**TASK DETAILS**: The listing below must be repeated word for word, with its images excluded.

**DATA SECTION**:

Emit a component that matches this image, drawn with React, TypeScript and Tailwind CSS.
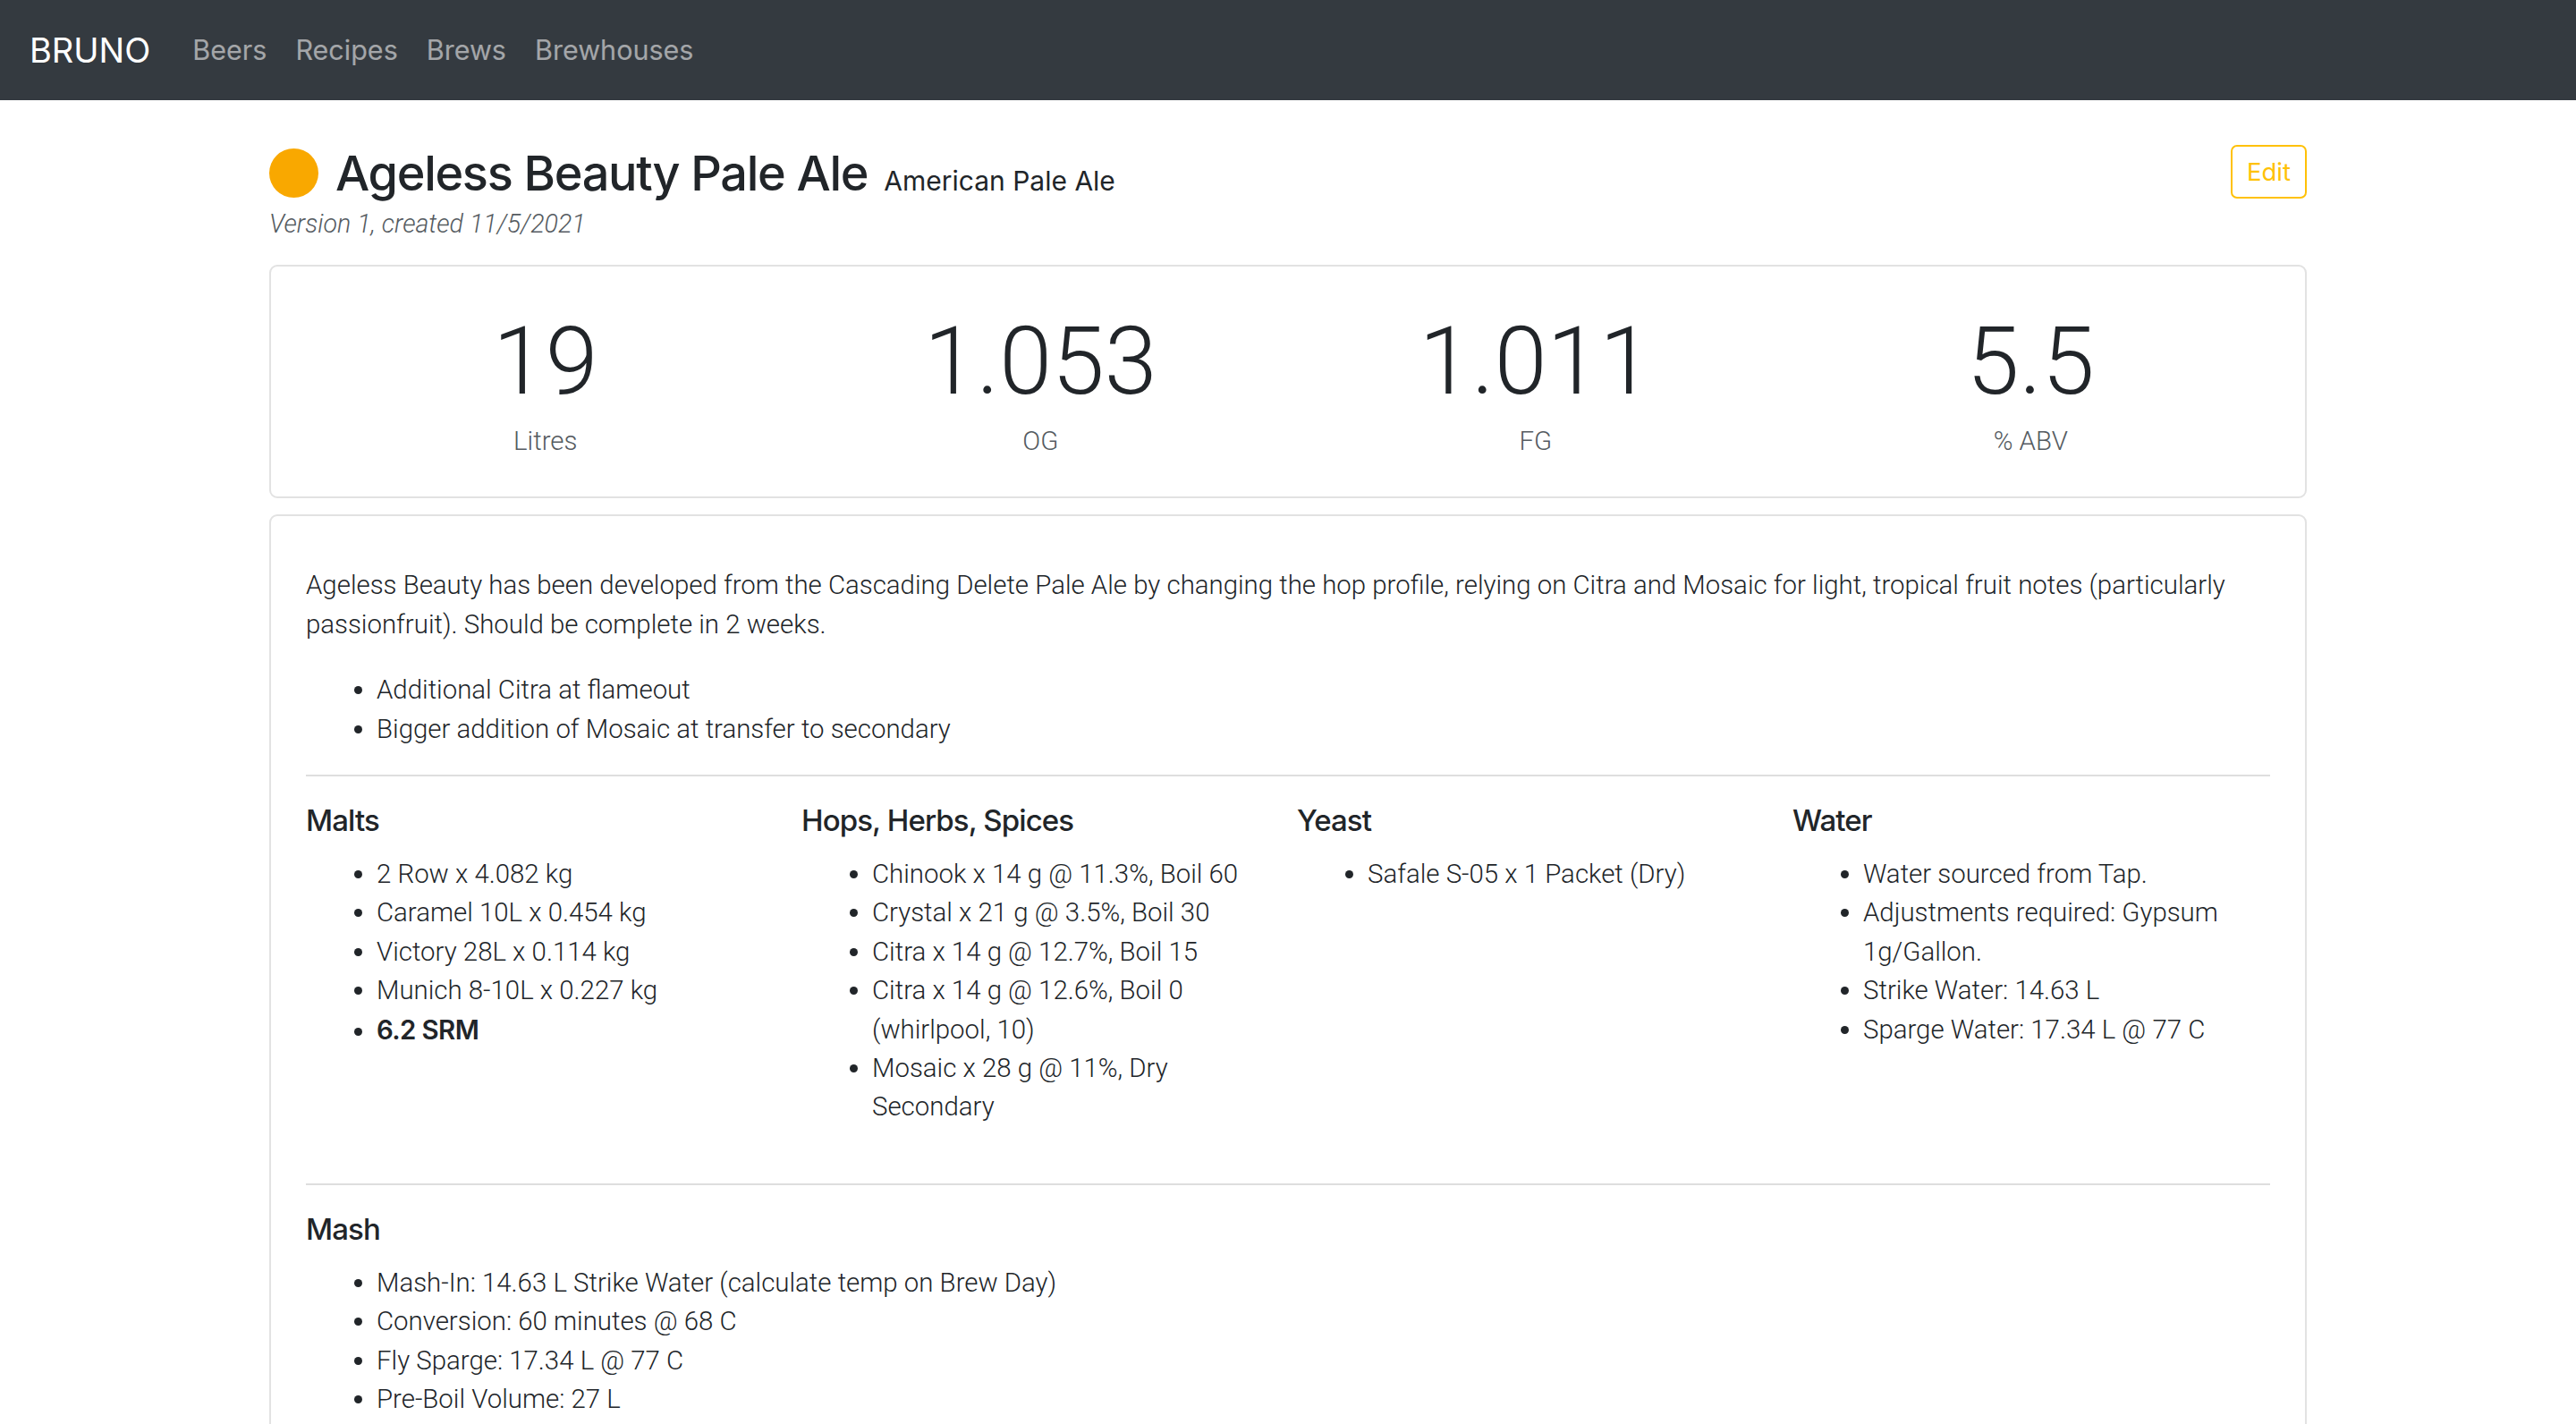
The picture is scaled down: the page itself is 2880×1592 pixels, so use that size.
import React from 'react';

const malts = ['2 Row x 4.082 kg', 'Caramel 10L x 0.454 kg', 'Victory 28L x 0.114 kg', 'Munich 8-10L x 0.227 kg'];
const hops = [
  'Chinook x 14 g @ 11.3%, Boil 60',
  'Crystal x 21 g @ 3.5%, Boil 30',
  'Citra x 14 g @ 12.7%, Boil 15',
  'Citra x 14 g @ 12.6%, Boil 0 (whirlpool, 10)',
  'Mosaic x 28 g @ 11%, Dry Secondary',
];
const yeast = ['Safale S-05 x 1 Packet (Dry)'];
const water = ['Water sourced from Tap.', 'Adjustments required: Gypsum 1g/Gallon.', 'Strike Water: 14.63 L', 'Sparge Water: 17.34 L @ 77 C'];
const mash = [
  'Mash-In: 14.63 L Strike Water (calculate temp on Brew Day)',
  'Conversion: 60 minutes @ 68 C',
  'Fly Sparge: 17.34 L @ 77 C',
  'Pre-Boil Volume: 27 L',
];

const stats = [
  { value: '19', label: 'Litres' },
  { value: '1.053', label: 'OG' },
  { value: '1.011', label: 'FG' },
  { value: '5.5', label: '% ABV' },
];

// light text uses Roboto Light, headings stay on Inter
const light = "font-['Roboto','Liberation_Sans',sans-serif] font-light";

function Section({ title, items, children }: { title: string; items: string[]; children?: React.ReactNode }) {
  return (
    <div>
      <h5 className="mb-[19px] text-[33px] font-medium leading-[40px] tracking-[-0.9px]">{title}</h5>
      <ul className={`mb-[29px] list-disc pl-[79px] leading-[43.4px] ${light}`}>
        {items.map((item, i) => (
          <li key={i}>{item}</li>
        ))}
        {children}
      </ul>
    </div>
  );
}

export default function App() {
  return (
    <div className="min-h-screen bg-white font-['Inter','Liberation_Sans',sans-serif] text-[29.4px] leading-[44px] text-[#212529]">
      {/* navbar */}
      <nav className="flex h-[112px] items-center bg-[#343a40] px-[33px]">
        <span className="mr-[47px] text-[38px] text-white">BRUNO</span>
        <div className="flex gap-[32px] text-[30.5px] text-white/55">
          <a>Beers</a>
          <a>Recipes</a>
          <a>Brews</a>
          <a>Brewhouses</a>
        </div>
      </nav>

      <main className="mx-auto w-[2278px] pt-[49px]">
        {/* header */}
        <div className="flex items-start justify-between">
          <div>
            <div className="flex items-center">
              <span className="mr-[19px] h-[55px] w-[55px] rounded-full bg-[#f9a800]" />
              <div className="flex items-baseline">
                <h2 className="text-[54px] font-medium leading-[65px] tracking-[-1.3px]">Ageless Beauty Pale Ale</h2>
                <span className="ml-[18px] text-[30px]">American Pale Ale</span>
              </div>
            </div>
            <div className={`mt-[3px] text-[28.6px] italic leading-[42px] text-[#555b61] ${light}`}>
              Version 1, created 11/5/2021
            </div>
          </div>
          <button className="mt-px h-[60px] w-[85px] rounded-[7px] border-2 border-[#ffc107] text-[27.5px] text-[#ffc107]">
            Edit
          </button>
        </div>

        {/* stats */}
        <div className="mt-[25px] grid grid-cols-4 rounded-[9px] border-2 border-[#e2e2e2] px-[30px] pb-[40px] pt-[44px]">
          {stats.map((s) => (
            <div key={s.label} className={`flex flex-col items-center ${light}`}>
              <div className="text-[106px] leading-[124px]">{s.value}</div>
              <div className="mt-[5px] text-[#555b61]">{s.label}</div>
            </div>
          ))}
        </div>

        {/* details */}
        <div className="mt-[18px] rounded-[9px] border-2 border-[#e2e2e2] px-[39px] pb-[40px] pt-[55px]">
          <p className={`mb-[29px] ${light}`}>
            Ageless Beauty has been developed from the Cascading Delete Pale Ale by changing the hop profile, relying on Citra
            and Mosaic for light, tropical fruit notes (particularly passionfruit). Should be complete in 2 weeks.
          </p>
          <ul className={`mb-[29px] list-disc pl-[79px] ${light}`}>
            <li>Additional Citra at flameout</li>
            <li>Bigger addition of Mosaic at transfer to secondary</li>
          </ul>
          <hr className="mb-[29px] border-t-2 border-[#dedede]" />

          <div className="grid grid-cols-[repeat(4,512px)] gap-x-[42px]">
            <Section title="Malts" items={malts}>
              <li className="font-['Inter',sans-serif] font-semibold tracking-[-0.6px]">6.2 SRM</li>
            </Section>
            <Section title="Hops, Herbs, Spices" items={hops} />
            <Section title="Yeast" items={yeast} />
            <Section title="Water" items={water} />
          </div>

          <hr className="mb-[29px] mt-[34px] border-t-2 border-[#dedede]" />
          <Section title="Mash" items={mash} />
        </div>
      </main>
    </div>
  );
}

**THE SOLUTION**:
Emit a component that matches this image, drawn with React, TypeScript and Tailwind CSS.
The picture is scaled down: the page itself is 2880×1592 pixels, so use that size.
import React from 'react';

const malts = ['2 Row x 4.082 kg', 'Caramel 10L x 0.454 kg', 'Victory 28L x 0.114 kg', 'Munich 8-10L x 0.227 kg'];
const hops = [
  'Chinook x 14 g @ 11.3%, Boil 60',
  'Crystal x 21 g @ 3.5%, Boil 30',
  'Citra x 14 g @ 12.7%, Boil 15',
  'Citra x 14 g @ 12.6%, Boil 0 (whirlpool, 10)',
  'Mosaic x 28 g @ 11%, Dry Secondary',
];
const yeast = ['Safale S-05 x 1 Packet (Dry)'];
const water = ['Water sourced from Tap.', 'Adjustments required: Gypsum 1g/Gallon.', 'Strike Water: 14.63 L', 'Sparge Water: 17.34 L @ 77 C'];
const mash = [
  'Mash-In: 14.63 L Strike Water (calculate temp on Brew Day)',
  'Conversion: 60 minutes @ 68 C',
  'Fly Sparge: 17.34 L @ 77 C',
  'Pre-Boil Volume: 27 L',
];

const stats = [
  { value: '19', label: 'Litres' },
  { value: '1.053', label: 'OG' },
  { value: '1.011', label: 'FG' },
  { value: '5.5', label: '% ABV' },
];

// light text uses Roboto Light, headings stay on Inter
const light = "font-['Roboto','Liberation_Sans',sans-serif] font-light";

function Section({ title, items, children }: { title: string; items: string[]; children?: React.ReactNode }) {
  return (
    <div>
      <h5 className="mb-[19px] text-[33px] font-medium leading-[40px] tracking-[-0.9px]">{title}</h5>
      <ul className={`mb-[29px] list-disc pl-[79px] leading-[43.4px] ${light}`}>
        {items.map((item, i) => (
          <li key={i}>{item}</li>
        ))}
        {children}
      </ul>
    </div>
  );
}

export default function App() {
  return (
    <div className="min-h-screen bg-white font-['Inter','Liberation_Sans',sans-serif] text-[29.4px] leading-[44px] text-[#212529]">
      {/* navbar */}
      <nav className="flex h-[112px] items-center bg-[#343a40] px-[33px]">
        <span className="mr-[47px] text-[38px] text-white">BRUNO</span>
        <div className="flex gap-[32px] text-[30.5px] text-white/55">
          <a>Beers</a>
          <a>Recipes</a>
          <a>Brews</a>
          <a>Brewhouses</a>
        </div>
      </nav>

      <main className="mx-auto w-[2278px] pt-[49px]">
        {/* header */}
        <div className="flex items-start justify-between">
          <div>
            <div className="flex items-center">
              <span className="mr-[19px] h-[55px] w-[55px] rounded-full bg-[#f9a800]" />
              <div className="flex items-baseline">
                <h2 className="text-[54px] font-medium leading-[65px] tracking-[-1.3px]">Ageless Beauty Pale Ale</h2>
                <span className="ml-[18px] text-[30px]">American Pale Ale</span>
              </div>
            </div>
            <div className={`mt-[3px] text-[28.6px] italic leading-[42px] text-[#555b61] ${light}`}>
              Version 1, created 11/5/2021
            </div>
          </div>
          <button className="mt-px h-[60px] w-[85px] rounded-[7px] border-2 border-[#ffc107] text-[27.5px] text-[#ffc107]">
            Edit
          </button>
        </div>

        {/* stats */}
        <div className="mt-[25px] grid grid-cols-4 rounded-[9px] border-2 border-[#e2e2e2] px-[30px] pb-[40px] pt-[44px]">
          {stats.map((s) => (
            <div key={s.label} className={`flex flex-col items-center ${light}`}>
              <div className="text-[106px] leading-[124px]">{s.value}</div>
              <div className="mt-[5px] text-[#555b61]">{s.label}</div>
            </div>
          ))}
        </div>

        {/* details */}
        <div className="mt-[18px] rounded-[9px] border-2 border-[#e2e2e2] px-[39px] pb-[40px] pt-[55px]">
          <p className={`mb-[29px] ${light}`}>
            Ageless Beauty has been developed from the Cascading Delete Pale Ale by changing the hop profile, relying on Citra
            and Mosaic for light, tropical fruit notes (particularly passionfruit). Should be complete in 2 weeks.
          </p>
          <ul className={`mb-[29px] list-disc pl-[79px] ${light}`}>
            <li>Additional Citra at flameout</li>
            <li>Bigger addition of Mosaic at transfer to secondary</li>
          </ul>
          <hr className="mb-[29px] border-t-2 border-[#dedede]" />

          <div className="grid grid-cols-[repeat(4,512px)] gap-x-[42px]">
            <Section title="Malts" items={malts}>
              <li className="font-['Inter',sans-serif] font-semibold tracking-[-0.6px]">6.2 SRM</li>
            </Section>
            <Section title="Hops, Herbs, Spices" items={hops} />
            <Section title="Yeast" items={yeast} />
            <Section title="Water" items={water} />
          </div>

          <hr className="mb-[29px] mt-[34px] border-t-2 border-[#dedede]" />
          <Section title="Mash" items={mash} />
        </div>
      </main>
    </div>
  );
}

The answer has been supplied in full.